> _Available data_:
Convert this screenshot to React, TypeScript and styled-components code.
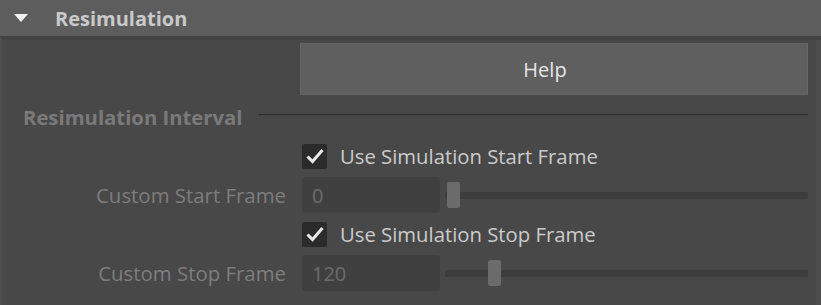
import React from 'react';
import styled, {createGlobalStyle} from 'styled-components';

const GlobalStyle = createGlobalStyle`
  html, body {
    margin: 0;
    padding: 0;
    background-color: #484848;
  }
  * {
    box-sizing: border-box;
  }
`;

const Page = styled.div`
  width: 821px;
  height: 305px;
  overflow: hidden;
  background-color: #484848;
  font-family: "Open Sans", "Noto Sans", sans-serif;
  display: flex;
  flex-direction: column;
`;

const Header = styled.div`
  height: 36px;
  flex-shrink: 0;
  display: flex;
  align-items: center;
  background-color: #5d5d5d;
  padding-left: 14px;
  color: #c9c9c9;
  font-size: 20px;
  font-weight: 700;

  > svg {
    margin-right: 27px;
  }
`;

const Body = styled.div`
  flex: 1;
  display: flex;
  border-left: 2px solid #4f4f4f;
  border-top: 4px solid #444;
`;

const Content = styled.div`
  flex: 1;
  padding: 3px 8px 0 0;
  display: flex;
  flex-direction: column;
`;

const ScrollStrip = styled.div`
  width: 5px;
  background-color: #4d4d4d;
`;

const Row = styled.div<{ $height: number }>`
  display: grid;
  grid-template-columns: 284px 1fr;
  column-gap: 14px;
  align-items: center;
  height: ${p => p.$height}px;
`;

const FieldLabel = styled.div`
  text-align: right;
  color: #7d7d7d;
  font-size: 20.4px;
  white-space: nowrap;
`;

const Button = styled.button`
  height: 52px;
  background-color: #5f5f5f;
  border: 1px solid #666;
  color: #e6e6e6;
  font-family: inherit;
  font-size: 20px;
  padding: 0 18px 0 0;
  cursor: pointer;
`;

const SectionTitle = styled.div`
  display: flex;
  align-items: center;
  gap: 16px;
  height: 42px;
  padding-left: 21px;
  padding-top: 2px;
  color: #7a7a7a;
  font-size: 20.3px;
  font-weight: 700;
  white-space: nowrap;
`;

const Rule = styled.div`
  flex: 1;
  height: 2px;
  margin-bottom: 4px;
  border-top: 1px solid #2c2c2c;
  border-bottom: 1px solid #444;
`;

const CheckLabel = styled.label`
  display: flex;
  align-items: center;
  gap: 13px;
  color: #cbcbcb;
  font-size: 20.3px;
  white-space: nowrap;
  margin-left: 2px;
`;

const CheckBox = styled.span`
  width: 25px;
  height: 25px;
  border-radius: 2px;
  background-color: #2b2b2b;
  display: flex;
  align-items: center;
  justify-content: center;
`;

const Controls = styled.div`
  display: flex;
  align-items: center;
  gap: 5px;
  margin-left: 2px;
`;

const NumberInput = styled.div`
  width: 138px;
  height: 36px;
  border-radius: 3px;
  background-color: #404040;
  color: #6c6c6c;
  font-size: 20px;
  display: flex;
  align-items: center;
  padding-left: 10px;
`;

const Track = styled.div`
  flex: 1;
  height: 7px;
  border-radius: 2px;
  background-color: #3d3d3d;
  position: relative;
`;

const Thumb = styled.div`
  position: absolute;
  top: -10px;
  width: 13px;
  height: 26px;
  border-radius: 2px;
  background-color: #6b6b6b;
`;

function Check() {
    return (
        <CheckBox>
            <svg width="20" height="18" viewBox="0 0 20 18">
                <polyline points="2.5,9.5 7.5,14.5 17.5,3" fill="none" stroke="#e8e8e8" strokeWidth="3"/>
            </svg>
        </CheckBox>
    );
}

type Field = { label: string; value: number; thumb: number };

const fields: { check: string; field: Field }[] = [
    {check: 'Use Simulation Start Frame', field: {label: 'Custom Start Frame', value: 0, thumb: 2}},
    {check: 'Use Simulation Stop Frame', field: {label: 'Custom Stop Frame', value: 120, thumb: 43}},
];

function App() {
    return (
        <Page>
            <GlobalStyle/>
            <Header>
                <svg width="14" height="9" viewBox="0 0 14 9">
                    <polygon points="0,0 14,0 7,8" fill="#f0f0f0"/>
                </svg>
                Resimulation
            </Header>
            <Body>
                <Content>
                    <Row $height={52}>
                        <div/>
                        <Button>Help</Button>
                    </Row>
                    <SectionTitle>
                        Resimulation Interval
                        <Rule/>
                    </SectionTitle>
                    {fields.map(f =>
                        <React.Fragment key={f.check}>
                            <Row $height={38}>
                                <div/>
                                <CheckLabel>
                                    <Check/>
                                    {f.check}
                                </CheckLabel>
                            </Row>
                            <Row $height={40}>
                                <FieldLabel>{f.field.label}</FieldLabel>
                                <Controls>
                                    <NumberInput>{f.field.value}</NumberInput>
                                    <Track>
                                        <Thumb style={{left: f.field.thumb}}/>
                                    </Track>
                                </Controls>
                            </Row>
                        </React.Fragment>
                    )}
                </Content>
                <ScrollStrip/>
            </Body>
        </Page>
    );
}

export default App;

> _Brief_:
Retype the whole listing exactly and leave the pictures out.

> _Result_:
Convert this screenshot to React, TypeScript and styled-components code.
import React from 'react';
import styled, {createGlobalStyle} from 'styled-components';

const GlobalStyle = createGlobalStyle`
  html, body {
    margin: 0;
    padding: 0;
    background-color: #484848;
  }
  * {
    box-sizing: border-box;
  }
`;

const Page = styled.div`
  width: 821px;
  height: 305px;
  overflow: hidden;
  background-color: #484848;
  font-family: "Open Sans", "Noto Sans", sans-serif;
  display: flex;
  flex-direction: column;
`;

const Header = styled.div`
  height: 36px;
  flex-shrink: 0;
  display: flex;
  align-items: center;
  background-color: #5d5d5d;
  padding-left: 14px;
  color: #c9c9c9;
  font-size: 20px;
  font-weight: 700;

  > svg {
    margin-right: 27px;
  }
`;

const Body = styled.div`
  flex: 1;
  display: flex;
  border-left: 2px solid #4f4f4f;
  border-top: 4px solid #444;
`;

const Content = styled.div`
  flex: 1;
  padding: 3px 8px 0 0;
  display: flex;
  flex-direction: column;
`;

const ScrollStrip = styled.div`
  width: 5px;
  background-color: #4d4d4d;
`;

const Row = styled.div<{ $height: number }>`
  display: grid;
  grid-template-columns: 284px 1fr;
  column-gap: 14px;
  align-items: center;
  height: ${p => p.$height}px;
`;

const FieldLabel = styled.div`
  text-align: right;
  color: #7d7d7d;
  font-size: 20.4px;
  white-space: nowrap;
`;

const Button = styled.button`
  height: 52px;
  background-color: #5f5f5f;
  border: 1px solid #666;
  color: #e6e6e6;
  font-family: inherit;
  font-size: 20px;
  padding: 0 18px 0 0;
  cursor: pointer;
`;

const SectionTitle = styled.div`
  display: flex;
  align-items: center;
  gap: 16px;
  height: 42px;
  padding-left: 21px;
  padding-top: 2px;
  color: #7a7a7a;
  font-size: 20.3px;
  font-weight: 700;
  white-space: nowrap;
`;

const Rule = styled.div`
  flex: 1;
  height: 2px;
  margin-bottom: 4px;
  border-top: 1px solid #2c2c2c;
  border-bottom: 1px solid #444;
`;

const CheckLabel = styled.label`
  display: flex;
  align-items: center;
  gap: 13px;
  color: #cbcbcb;
  font-size: 20.3px;
  white-space: nowrap;
  margin-left: 2px;
`;

const CheckBox = styled.span`
  width: 25px;
  height: 25px;
  border-radius: 2px;
  background-color: #2b2b2b;
  display: flex;
  align-items: center;
  justify-content: center;
`;

const Controls = styled.div`
  display: flex;
  align-items: center;
  gap: 5px;
  margin-left: 2px;
`;

const NumberInput = styled.div`
  width: 138px;
  height: 36px;
  border-radius: 3px;
  background-color: #404040;
  color: #6c6c6c;
  font-size: 20px;
  display: flex;
  align-items: center;
  padding-left: 10px;
`;

const Track = styled.div`
  flex: 1;
  height: 7px;
  border-radius: 2px;
  background-color: #3d3d3d;
  position: relative;
`;

const Thumb = styled.div`
  position: absolute;
  top: -10px;
  width: 13px;
  height: 26px;
  border-radius: 2px;
  background-color: #6b6b6b;
`;

function Check() {
    return (
        <CheckBox>
            <svg width="20" height="18" viewBox="0 0 20 18">
                <polyline points="2.5,9.5 7.5,14.5 17.5,3" fill="none" stroke="#e8e8e8" strokeWidth="3"/>
            </svg>
        </CheckBox>
    );
}

type Field = { label: string; value: number; thumb: number };

const fields: { check: string; field: Field }[] = [
    {check: 'Use Simulation Start Frame', field: {label: 'Custom Start Frame', value: 0, thumb: 2}},
    {check: 'Use Simulation Stop Frame', field: {label: 'Custom Stop Frame', value: 120, thumb: 43}},
];

function App() {
    return (
        <Page>
            <GlobalStyle/>
            <Header>
                <svg width="14" height="9" viewBox="0 0 14 9">
                    <polygon points="0,0 14,0 7,8" fill="#f0f0f0"/>
                </svg>
                Resimulation
            </Header>
            <Body>
                <Content>
                    <Row $height={52}>
                        <div/>
                        <Button>Help</Button>
                    </Row>
                    <SectionTitle>
                        Resimulation Interval
                        <Rule/>
                    </SectionTitle>
                    {fields.map(f =>
                        <React.Fragment key={f.check}>
                            <Row $height={38}>
                                <div/>
                                <CheckLabel>
                                    <Check/>
                                    {f.check}
                                </CheckLabel>
                            </Row>
                            <Row $height={40}>
                                <FieldLabel>{f.field.label}</FieldLabel>
                                <Controls>
                                    <NumberInput>{f.field.value}</NumberInput>
                                    <Track>
                                        <Thumb style={{left: f.field.thumb}}/>
                                    </Track>
                                </Controls>
                            </Row>
                        </React.Fragment>
                    )}
                </Content>
                <ScrollStrip/>
            </Body>
        </Page>
    );
}

export default App;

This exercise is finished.